Hello Murali,

On the client logs Im seeing some errors related to this as follows:

...

[E 08:05:59.628334] PINT_cached_config_get_server_name failed: Invalid argument
[E 08:05:59.628411] Failed to map server address to handle
[E 08:05:59.628422] src/client/sysint/sys-getattr.sm line 708: Error: failed to resolve meta server addresses.
[E 08:05:59.628544] [bt] pvfs2-client-core [0x416f28]
[E 08:05:59.628555] [bt] pvfs2-client-core [0x4159a8]
[E 08:05:59.628564] [bt] pvfs2-client-core(PINT_client_state_machine_testsome+0x1a0) [0x415e90]
[E 08:05:59.628574] [bt] pvfs2-client-core [0x411877]
[E 08:05:59.628583] [bt] pvfs2-client-core(main+0x465) [0x4133c5]
[E 08:05:59.628592] [bt] /lib64/tls/libc.so.6(__libc_start_main+0xea) [0x2a95cd4aaa] [E 08:05:59.628601] [bt] pvfs2-client-core(__strtoll_internal+0x42) [0x40cc5a]

...

Any thing clicks? The server logs are quiet though.

All machines have the following configuration.
db : 4.2
kernel : 2.6.5-7.244-smp
arch : x86_64
distro : SLES 9
and the pvfs is running on IB, I dont think it would be possible to check for TCP. We have used both TCP and IB with pvfs2-1.5 on a smaller cluster. This is a different cluster and a new PVFS so a lot of new variables.

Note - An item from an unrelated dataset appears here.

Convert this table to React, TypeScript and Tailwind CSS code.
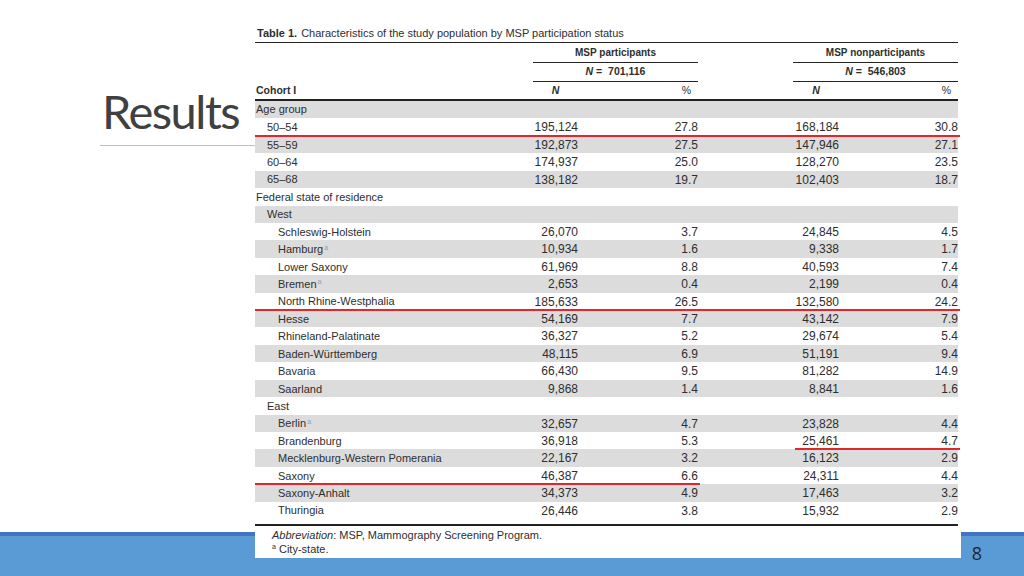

I think Im going to re-install the whole thing with pvfs-2.6.1, just to make sure and try again. I had avoided this since its an expensive step for us timewise, getting to involve the IT guys etc.

Thanks
Vikrant

Hi Vikrant,
Do all these machines bind to the same NIS domain/group/server?
Is it possible that your uids/gids etc dont match up on all the
different machines?
We have had this problem that servers would rely on NIS to set things
up correctly which Sam has fixed in HEAD. I am not sure if that is
what you are seeing here.. could be wrong though..
What distro/version of berk db/kernel version are you running? Do you
see anything on the client-kernel logs or the server logs
(pvfs2-server.log)? Are all the machines 32 bit or 64 bit or a
mixture?
There is something really wrong on your setup..something as simple as
this should work.
BTW: are you using IB or can this problem be repro'ed with tcp as well?
thanks for the reports!
Murali

Some more info about the issue mentioned below:
I can now reproduce this problem consistently by just creating a file on
specific machines, and it seems to depend on whether that particular
machine has just the client running or both server and client running.
In my PVFS configuration it is as follows:
running only client : deva02 and deva03
running both client and server : deva{04,11}

So if I create a file on any machine in the second group(running both
client and server) it is not accessible from the first group(trying to
ls for that file gives "Invalid argument" error ).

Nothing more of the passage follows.